RAW DATA:
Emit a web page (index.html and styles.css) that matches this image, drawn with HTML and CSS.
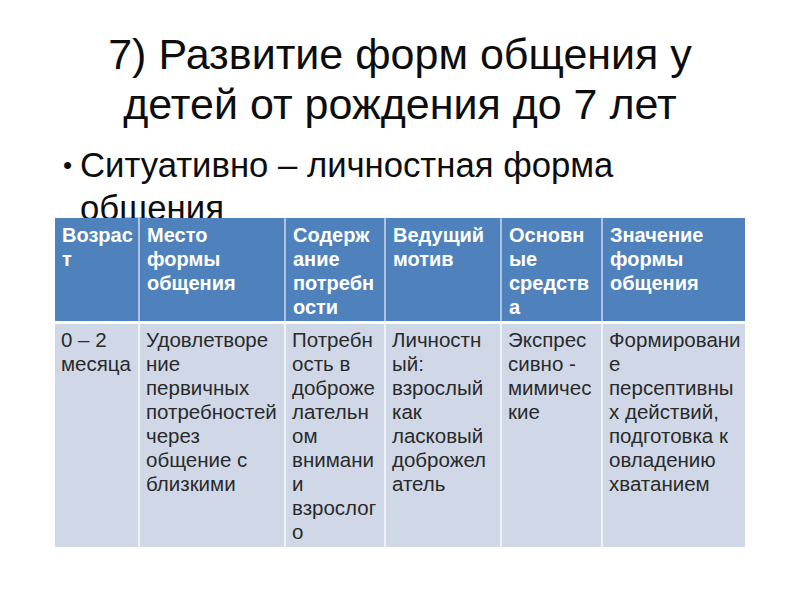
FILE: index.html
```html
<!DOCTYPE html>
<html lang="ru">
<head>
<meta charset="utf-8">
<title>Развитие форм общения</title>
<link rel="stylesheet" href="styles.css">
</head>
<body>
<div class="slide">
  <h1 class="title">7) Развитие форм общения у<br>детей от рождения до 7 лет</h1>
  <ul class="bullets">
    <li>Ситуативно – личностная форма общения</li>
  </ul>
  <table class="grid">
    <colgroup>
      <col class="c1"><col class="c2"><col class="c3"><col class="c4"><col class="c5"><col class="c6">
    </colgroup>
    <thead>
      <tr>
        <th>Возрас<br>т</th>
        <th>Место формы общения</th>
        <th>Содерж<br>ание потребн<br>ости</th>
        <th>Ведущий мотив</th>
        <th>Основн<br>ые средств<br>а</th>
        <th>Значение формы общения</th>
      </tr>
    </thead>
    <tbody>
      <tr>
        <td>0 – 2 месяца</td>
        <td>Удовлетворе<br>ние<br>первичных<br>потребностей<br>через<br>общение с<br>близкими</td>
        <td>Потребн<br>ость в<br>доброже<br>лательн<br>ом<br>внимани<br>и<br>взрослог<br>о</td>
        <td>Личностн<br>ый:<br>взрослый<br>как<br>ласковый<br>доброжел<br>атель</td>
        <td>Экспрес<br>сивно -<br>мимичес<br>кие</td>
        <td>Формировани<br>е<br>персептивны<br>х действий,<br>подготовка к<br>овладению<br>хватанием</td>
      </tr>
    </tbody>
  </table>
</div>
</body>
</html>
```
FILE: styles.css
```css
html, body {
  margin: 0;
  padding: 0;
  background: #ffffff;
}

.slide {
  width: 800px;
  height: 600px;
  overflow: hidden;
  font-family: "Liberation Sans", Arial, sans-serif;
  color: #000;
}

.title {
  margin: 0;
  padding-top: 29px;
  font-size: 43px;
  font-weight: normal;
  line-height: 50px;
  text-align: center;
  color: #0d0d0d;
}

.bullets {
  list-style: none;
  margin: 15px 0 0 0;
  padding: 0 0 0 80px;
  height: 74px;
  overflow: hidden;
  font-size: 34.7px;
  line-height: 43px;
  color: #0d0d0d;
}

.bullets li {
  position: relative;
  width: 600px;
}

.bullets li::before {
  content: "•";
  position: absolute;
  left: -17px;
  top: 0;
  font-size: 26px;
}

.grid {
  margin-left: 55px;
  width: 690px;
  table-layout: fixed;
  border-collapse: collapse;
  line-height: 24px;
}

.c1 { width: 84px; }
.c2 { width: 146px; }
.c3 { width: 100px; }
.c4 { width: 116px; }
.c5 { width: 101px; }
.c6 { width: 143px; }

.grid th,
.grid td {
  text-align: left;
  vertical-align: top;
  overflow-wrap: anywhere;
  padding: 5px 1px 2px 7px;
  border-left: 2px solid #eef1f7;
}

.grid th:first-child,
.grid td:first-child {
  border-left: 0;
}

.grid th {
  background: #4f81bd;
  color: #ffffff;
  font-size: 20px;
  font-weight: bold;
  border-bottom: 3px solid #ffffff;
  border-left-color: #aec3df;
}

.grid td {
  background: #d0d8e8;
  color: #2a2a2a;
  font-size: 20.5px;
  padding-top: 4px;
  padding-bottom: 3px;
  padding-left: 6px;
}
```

WHAT TO WORK ON: Are you able to set down all the lines above exactly, without any pictures?

FINISHED TASK:
Emit a web page (index.html and styles.css) that matches this image, drawn with HTML and CSS.
FILE: index.html
```html
<!DOCTYPE html>
<html lang="ru">
<head>
<meta charset="utf-8">
<title>Развитие форм общения</title>
<link rel="stylesheet" href="styles.css">
</head>
<body>
<div class="slide">
  <h1 class="title">7) Развитие форм общения у<br>детей от рождения до 7 лет</h1>
  <ul class="bullets">
    <li>Ситуативно – личностная форма общения</li>
  </ul>
  <table class="grid">
    <colgroup>
      <col class="c1"><col class="c2"><col class="c3"><col class="c4"><col class="c5"><col class="c6">
    </colgroup>
    <thead>
      <tr>
        <th>Возрас<br>т</th>
        <th>Место формы общения</th>
        <th>Содерж<br>ание потребн<br>ости</th>
        <th>Ведущий мотив</th>
        <th>Основн<br>ые средств<br>а</th>
        <th>Значение формы общения</th>
      </tr>
    </thead>
    <tbody>
      <tr>
        <td>0 – 2 месяца</td>
        <td>Удовлетворе<br>ние<br>первичных<br>потребностей<br>через<br>общение с<br>близкими</td>
        <td>Потребн<br>ость в<br>доброже<br>лательн<br>ом<br>внимани<br>и<br>взрослог<br>о</td>
        <td>Личностн<br>ый:<br>взрослый<br>как<br>ласковый<br>доброжел<br>атель</td>
        <td>Экспрес<br>сивно -<br>мимичес<br>кие</td>
        <td>Формировани<br>е<br>персептивны<br>х действий,<br>подготовка к<br>овладению<br>хватанием</td>
      </tr>
    </tbody>
  </table>
</div>
</body>
</html>
```
FILE: styles.css
```css
html, body {
  margin: 0;
  padding: 0;
  background: #ffffff;
}

.slide {
  width: 800px;
  height: 600px;
  overflow: hidden;
  font-family: "Liberation Sans", Arial, sans-serif;
  color: #000;
}

.title {
  margin: 0;
  padding-top: 29px;
  font-size: 43px;
  font-weight: normal;
  line-height: 50px;
  text-align: center;
  color: #0d0d0d;
}

.bullets {
  list-style: none;
  margin: 15px 0 0 0;
  padding: 0 0 0 80px;
  height: 74px;
  overflow: hidden;
  font-size: 34.7px;
  line-height: 43px;
  color: #0d0d0d;
}

.bullets li {
  position: relative;
  width: 600px;
}

.bullets li::before {
  content: "•";
  position: absolute;
  left: -17px;
  top: 0;
  font-size: 26px;
}

.grid {
  margin-left: 55px;
  width: 690px;
  table-layout: fixed;
  border-collapse: collapse;
  line-height: 24px;
}

.c1 { width: 84px; }
.c2 { width: 146px; }
.c3 { width: 100px; }
.c4 { width: 116px; }
.c5 { width: 101px; }
.c6 { width: 143px; }

.grid th,
.grid td {
  text-align: left;
  vertical-align: top;
  overflow-wrap: anywhere;
  padding: 5px 1px 2px 7px;
  border-left: 2px solid #eef1f7;
}

.grid th:first-child,
.grid td:first-child {
  border-left: 0;
}

.grid th {
  background: #4f81bd;
  color: #ffffff;
  font-size: 20px;
  font-weight: bold;
  border-bottom: 3px solid #ffffff;
  border-left-color: #aec3df;
}

.grid td {
  background: #d0d8e8;
  color: #2a2a2a;
  font-size: 20.5px;
  padding-top: 4px;
  padding-bottom: 3px;
  padding-left: 6px;
}
```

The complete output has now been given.